The latest salvo in the Google Books saga promises to be a big one. On July 1, the United States 2nd Circuit Court of Appeals issued an order decertifying the plaintiff class, the Authors Guild et al. The Court found that District Judge Denny Chin’s June 11, 2012 order certifying the plaintiff class was made in error.
As discussed in more depth in an earlier post, in 2004, Google undertook its massive “Library Project”. Google, in cooperation with a number of libraries began scanning, digitizing and indexing millions of books. At the time my last post on this case was published, the total number of books digitized was estimated at 15 million. The 2nd Circuit’s decision puts that number at 20 million today. A group of plaintiffs- eventually settled into a class headed up by the Authors Guild- instituted a copyright infringement action.
The 2nd Circuit found Judge Chin’s class certification to be premature in light of Google’s fair use argument on the merits. The Court wrote that allowing the statutory fair use defense to be affirmatively argued may render some or all of the issues moot, thereby eliminating the need for the costly, complex class action to go forward.
Notable authority on the Google Books saga Professor James Grimmelmann has opined that the wording of the 2nd Circuit’s ruling, though not directly dealing with the fair use argument, suggested that the argument would be compelling. Grimmelmann explains that the normal procedure when the certification of the plaintiff class is itself, in whole or in part, contingent on the merits, the court will usually consider the merits only insofar as they aid in determining if the plaintiff class is appropriate.
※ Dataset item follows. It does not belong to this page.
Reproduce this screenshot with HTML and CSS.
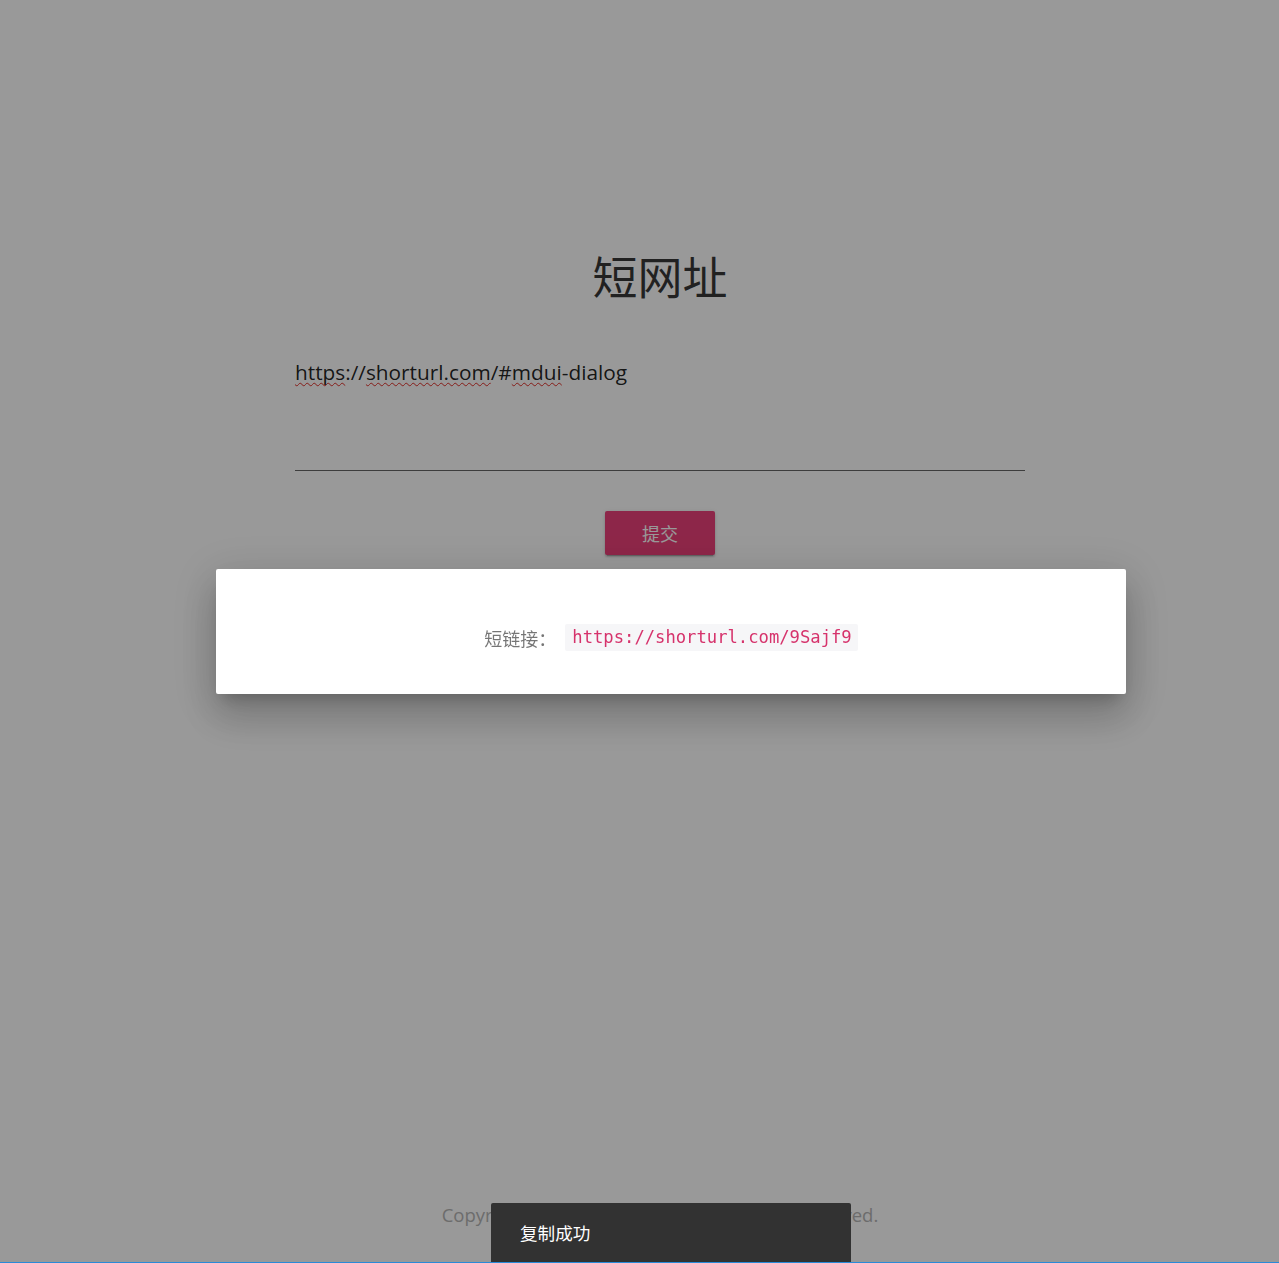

In this decision however, the 2nd Circuit gave express instructions in its remand to the district court to consider the fair use issue specifically and to its end.
Professor Grimmelmann wrote that this unorthodox, if not pragmatic order may not only be a signal that the 2nd Circuit finds Google’s fair use argument to be meritorious; they may believe it to have a fair chance of success.
I've read a couple interesting breakdowns of Google’s fair use argument and while not all the case law is neatly on their side, the argument is tenable and persuasive; but that’s another post.